A Secretaria Municipal de Segurança Urbana informou que a GCM prestou apoio às polícias Civil e Militar em operação contra o tráfico de drogas na última segunda-feira (17). E que a mulher mencionada na reportagem “desacatou um dos agentes de segurança municipal”. “A situação foi controlada e não houve a necessidade de encaminhamento ao Distrito Policial. Em relação às apresentações mencionadas, o impedimento ocorreu devido à ameaça a segurança dos envolvidos, como já registrado em episódios anteriores, quando houve tumultos por parte dos usuários”, diz o texto.

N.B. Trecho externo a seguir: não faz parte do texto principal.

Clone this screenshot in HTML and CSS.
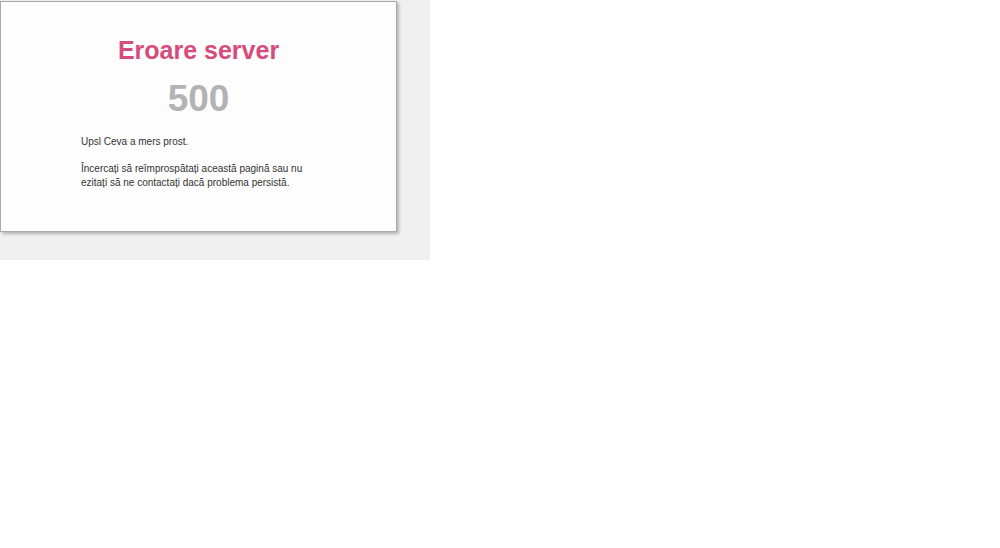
FILE: index.html
```html
<!DOCTYPE html>
<html lang="ro">
<head>
    <meta charset="UTF-8">
    <meta name="viewport" content="width=device-width, initial-scale=1.0">
    <title>Eroare server</title>
    <link rel="stylesheet" href="styles.css">
</head>
<body>
    <div class="frame">
        <div class="error-box">
            <h1>Eroare server</h1>
            <div class="code">500</div>
            <div class="message">
                <p>Upsl Ceva a mers prost.</p>
                <p>Încercați să reîmprospătați această pagină sau nu ezitați să ne contactați dacă problema persistă.</p>
            </div>
        </div>
    </div>
</body>
</html>
```

FILE: styles.css
```css
body {
    margin: 0;
    background: #fff;
    font-family: "Liberation Sans", Arial, sans-serif;
}
.frame {
    width: 430px;
    height: 260px;
    padding-top: 1px;
    box-sizing: border-box;
    background-color: #f0f0f0;
}
.error-box {
    width: 397px;
    height: 231px;
    box-sizing: border-box;
    padding-top: 34px;
    background-color: #fdfdfd;
    border: 1px solid #a8a8a8;
    box-shadow: 2px 2px 3px rgba(0, 0, 0, 0.25);
}
h1 {
    margin: 0;
    text-align: center;
    font-size: 25px;
    line-height: 29px;
    font-weight: bold;
    color: #d64c7c;
}
.code {
    margin-top: 13px;
    text-align: center;
    font-size: 37px;
    line-height: 41px;
    font-weight: bold;
    color: #b3b3b3;
}
.message {
    width: 236px;
    margin: 16px 0 0 80px;
    font-size: 10px;
    line-height: 14px;
    color: #333;
}
.message p {
    margin: 0 0 13px;
}
```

A Subprefeitura da Sé informou que realizou uma reunião com representantes da ONG Moradores de Rua e seus Cães. “No encontro foram discutidas ações e estratégias para otimizar a organização e logística do trabalho desenvolvido pela entidade no centro da cidade. A administração municipal reitera que segue trabalhando para aprimorar a gestão das ações sociais na região, priorizando locais e horários adequados para um melhor atendimento da população envolvida. Cabe ressaltar que todas as autorizações para a realização dessas iniciativas seguem critérios técnicos e atendem às normas municipais”, diz o documento.